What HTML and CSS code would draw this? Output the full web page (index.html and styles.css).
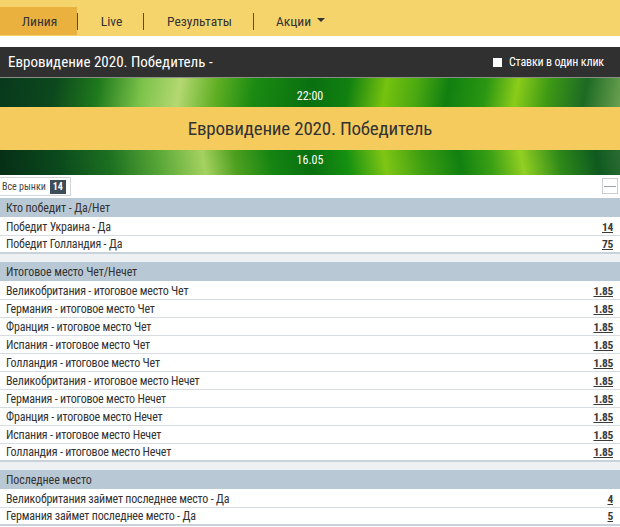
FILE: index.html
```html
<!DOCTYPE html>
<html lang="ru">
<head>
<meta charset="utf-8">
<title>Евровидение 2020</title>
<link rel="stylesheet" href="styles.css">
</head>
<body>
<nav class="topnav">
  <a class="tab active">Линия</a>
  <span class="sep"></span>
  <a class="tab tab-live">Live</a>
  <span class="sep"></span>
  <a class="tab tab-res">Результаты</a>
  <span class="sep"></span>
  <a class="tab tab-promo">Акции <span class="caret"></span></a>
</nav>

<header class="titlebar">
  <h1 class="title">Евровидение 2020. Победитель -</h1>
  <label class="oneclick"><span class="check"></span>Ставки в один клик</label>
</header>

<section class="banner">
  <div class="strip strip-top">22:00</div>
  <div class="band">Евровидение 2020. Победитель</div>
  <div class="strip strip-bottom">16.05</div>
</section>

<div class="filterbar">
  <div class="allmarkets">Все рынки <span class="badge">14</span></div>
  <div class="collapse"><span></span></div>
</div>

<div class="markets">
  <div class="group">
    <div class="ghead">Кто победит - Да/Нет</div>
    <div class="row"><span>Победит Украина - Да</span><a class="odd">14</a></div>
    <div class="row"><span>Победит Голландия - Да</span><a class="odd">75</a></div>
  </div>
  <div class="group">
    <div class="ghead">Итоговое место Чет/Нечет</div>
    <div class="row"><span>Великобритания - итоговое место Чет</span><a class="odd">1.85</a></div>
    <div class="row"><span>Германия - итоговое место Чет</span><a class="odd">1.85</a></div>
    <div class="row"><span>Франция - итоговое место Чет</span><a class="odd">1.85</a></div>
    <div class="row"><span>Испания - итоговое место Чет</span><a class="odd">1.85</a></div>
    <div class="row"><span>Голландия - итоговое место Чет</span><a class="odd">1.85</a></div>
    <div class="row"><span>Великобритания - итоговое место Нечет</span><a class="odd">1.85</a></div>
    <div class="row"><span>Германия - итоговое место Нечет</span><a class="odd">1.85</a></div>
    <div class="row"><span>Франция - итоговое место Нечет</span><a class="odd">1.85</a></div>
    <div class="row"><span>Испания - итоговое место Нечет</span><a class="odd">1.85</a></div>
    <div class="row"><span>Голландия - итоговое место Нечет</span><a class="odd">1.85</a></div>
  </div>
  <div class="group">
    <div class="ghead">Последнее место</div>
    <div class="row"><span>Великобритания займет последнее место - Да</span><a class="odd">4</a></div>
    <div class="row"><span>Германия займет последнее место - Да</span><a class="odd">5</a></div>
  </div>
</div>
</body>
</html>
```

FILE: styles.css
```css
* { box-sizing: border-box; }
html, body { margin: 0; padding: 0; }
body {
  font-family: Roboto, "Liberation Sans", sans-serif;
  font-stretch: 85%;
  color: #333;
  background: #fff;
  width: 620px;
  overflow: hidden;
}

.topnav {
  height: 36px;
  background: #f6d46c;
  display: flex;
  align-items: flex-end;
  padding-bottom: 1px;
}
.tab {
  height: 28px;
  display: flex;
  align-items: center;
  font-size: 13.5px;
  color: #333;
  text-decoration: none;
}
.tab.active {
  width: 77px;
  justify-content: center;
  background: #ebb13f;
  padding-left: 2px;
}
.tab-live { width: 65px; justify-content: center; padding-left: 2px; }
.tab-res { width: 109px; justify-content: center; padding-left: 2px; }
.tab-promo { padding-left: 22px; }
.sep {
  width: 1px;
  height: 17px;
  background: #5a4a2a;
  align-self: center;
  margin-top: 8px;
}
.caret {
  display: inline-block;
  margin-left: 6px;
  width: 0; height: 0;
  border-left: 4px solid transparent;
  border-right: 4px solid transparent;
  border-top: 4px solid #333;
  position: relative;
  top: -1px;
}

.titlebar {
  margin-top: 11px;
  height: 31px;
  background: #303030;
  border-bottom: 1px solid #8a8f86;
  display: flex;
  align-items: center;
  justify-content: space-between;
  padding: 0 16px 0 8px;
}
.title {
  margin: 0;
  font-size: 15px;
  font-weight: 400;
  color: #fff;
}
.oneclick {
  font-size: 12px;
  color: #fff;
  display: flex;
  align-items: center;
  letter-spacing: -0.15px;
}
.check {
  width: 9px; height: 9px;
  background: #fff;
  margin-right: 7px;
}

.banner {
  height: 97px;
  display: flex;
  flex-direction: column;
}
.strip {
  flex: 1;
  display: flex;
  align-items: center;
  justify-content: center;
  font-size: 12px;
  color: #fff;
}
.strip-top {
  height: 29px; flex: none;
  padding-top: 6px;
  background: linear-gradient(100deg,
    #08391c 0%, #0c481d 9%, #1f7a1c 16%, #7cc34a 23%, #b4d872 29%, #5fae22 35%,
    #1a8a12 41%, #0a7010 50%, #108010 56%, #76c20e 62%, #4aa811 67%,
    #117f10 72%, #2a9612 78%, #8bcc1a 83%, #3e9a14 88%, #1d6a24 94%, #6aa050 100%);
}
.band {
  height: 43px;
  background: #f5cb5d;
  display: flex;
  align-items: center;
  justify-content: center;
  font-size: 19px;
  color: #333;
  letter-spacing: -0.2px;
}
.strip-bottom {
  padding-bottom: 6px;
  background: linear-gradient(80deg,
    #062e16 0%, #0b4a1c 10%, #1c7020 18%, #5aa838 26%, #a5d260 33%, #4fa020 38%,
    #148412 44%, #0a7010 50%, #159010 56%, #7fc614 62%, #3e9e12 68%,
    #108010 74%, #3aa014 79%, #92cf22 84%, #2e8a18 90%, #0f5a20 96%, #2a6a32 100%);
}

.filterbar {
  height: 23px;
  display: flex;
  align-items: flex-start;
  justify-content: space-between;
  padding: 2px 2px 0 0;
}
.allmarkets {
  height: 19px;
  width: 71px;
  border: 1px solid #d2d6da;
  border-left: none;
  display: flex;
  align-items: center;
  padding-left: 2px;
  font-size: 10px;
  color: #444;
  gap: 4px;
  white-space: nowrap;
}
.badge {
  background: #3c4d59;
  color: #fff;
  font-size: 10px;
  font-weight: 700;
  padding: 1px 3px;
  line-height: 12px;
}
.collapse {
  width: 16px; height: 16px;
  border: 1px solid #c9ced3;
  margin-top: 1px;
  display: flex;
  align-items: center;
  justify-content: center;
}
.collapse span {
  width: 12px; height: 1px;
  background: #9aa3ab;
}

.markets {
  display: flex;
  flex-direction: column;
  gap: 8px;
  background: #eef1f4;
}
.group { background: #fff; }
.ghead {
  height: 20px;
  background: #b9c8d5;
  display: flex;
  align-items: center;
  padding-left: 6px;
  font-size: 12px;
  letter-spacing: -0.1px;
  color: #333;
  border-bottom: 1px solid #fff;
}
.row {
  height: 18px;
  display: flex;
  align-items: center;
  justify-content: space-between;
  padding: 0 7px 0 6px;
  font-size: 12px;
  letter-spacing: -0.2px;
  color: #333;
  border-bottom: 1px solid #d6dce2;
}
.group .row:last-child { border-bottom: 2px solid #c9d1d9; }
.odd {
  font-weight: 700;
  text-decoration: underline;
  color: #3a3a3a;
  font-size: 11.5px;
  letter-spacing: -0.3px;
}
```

---

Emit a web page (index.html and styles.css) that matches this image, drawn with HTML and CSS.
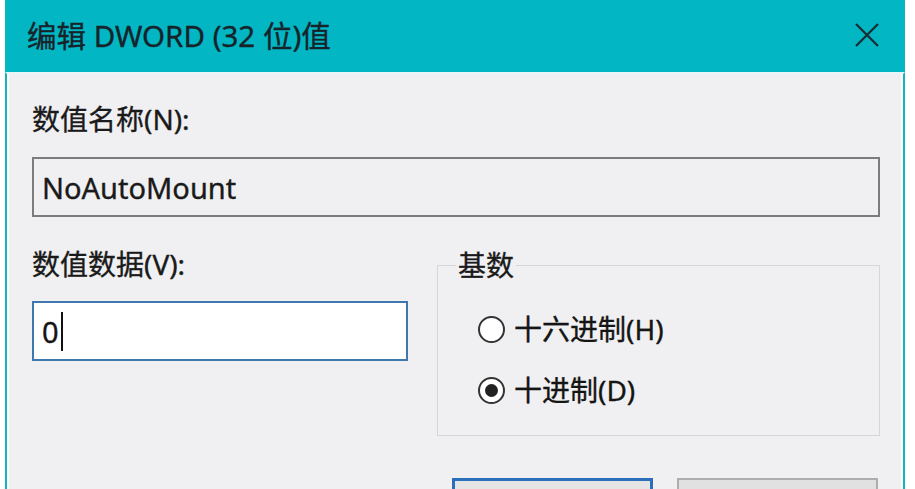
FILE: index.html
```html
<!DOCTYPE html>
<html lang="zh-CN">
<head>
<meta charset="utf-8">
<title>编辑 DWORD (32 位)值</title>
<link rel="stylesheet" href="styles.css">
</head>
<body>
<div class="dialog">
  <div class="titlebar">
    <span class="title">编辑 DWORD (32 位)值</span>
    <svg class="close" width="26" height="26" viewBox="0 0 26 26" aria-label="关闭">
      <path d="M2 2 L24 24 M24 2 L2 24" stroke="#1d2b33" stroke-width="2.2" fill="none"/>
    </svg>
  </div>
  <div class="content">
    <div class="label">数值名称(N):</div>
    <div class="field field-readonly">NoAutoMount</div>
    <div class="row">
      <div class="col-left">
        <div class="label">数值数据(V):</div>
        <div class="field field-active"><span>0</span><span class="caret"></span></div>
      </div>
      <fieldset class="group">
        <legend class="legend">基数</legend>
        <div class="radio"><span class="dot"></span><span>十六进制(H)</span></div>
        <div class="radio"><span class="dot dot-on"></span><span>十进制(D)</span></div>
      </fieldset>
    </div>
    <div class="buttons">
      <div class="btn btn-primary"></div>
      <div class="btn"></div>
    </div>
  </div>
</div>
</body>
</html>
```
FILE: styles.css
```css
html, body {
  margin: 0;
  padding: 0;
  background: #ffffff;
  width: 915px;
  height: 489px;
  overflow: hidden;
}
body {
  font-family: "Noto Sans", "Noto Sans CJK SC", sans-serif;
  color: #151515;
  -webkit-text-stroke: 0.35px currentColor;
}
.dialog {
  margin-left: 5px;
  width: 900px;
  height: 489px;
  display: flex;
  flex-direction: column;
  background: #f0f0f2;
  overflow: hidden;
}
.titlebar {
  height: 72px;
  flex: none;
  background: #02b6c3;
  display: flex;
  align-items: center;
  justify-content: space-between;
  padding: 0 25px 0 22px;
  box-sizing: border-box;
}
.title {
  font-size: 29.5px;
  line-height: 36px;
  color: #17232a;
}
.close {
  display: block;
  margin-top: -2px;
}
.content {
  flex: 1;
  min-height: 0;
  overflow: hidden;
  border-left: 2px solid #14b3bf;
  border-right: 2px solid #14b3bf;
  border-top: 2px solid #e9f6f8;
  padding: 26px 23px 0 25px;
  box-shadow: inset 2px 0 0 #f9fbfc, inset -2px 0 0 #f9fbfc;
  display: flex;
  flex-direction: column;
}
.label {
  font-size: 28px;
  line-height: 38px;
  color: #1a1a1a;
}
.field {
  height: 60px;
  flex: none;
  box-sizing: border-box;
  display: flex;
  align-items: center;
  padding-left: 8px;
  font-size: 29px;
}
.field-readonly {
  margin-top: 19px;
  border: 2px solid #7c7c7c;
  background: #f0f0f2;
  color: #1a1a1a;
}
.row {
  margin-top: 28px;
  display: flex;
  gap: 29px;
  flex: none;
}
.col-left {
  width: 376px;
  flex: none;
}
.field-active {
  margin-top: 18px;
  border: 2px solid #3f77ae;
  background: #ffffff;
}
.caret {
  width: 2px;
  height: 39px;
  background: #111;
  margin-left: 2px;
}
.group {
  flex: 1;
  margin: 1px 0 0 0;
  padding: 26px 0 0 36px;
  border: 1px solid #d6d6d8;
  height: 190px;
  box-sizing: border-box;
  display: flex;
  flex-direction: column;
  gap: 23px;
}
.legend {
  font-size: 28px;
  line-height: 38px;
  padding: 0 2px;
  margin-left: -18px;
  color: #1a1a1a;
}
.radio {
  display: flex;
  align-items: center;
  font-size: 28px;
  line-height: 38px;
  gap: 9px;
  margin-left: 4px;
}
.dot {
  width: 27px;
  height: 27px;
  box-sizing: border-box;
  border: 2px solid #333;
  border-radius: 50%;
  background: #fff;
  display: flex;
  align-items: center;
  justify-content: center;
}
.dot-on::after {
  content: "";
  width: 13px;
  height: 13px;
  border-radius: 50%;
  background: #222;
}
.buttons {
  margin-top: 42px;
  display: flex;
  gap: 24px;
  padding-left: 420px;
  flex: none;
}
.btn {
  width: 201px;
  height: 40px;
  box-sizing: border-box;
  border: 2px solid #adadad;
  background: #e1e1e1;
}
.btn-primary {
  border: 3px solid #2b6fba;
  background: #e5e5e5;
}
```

**GOAL OF THE EXERCISE**.
Search the entries for "index" and copy out each line that has it.

**SOLUTION TO THIS TASK**.
What HTML and CSS code would draw this? Output the full web page (index.html and styles.css).
FILE: index.html
Emit a web page (index.html and styles.css) that matches this image, drawn with HTML and CSS.
FILE: index.html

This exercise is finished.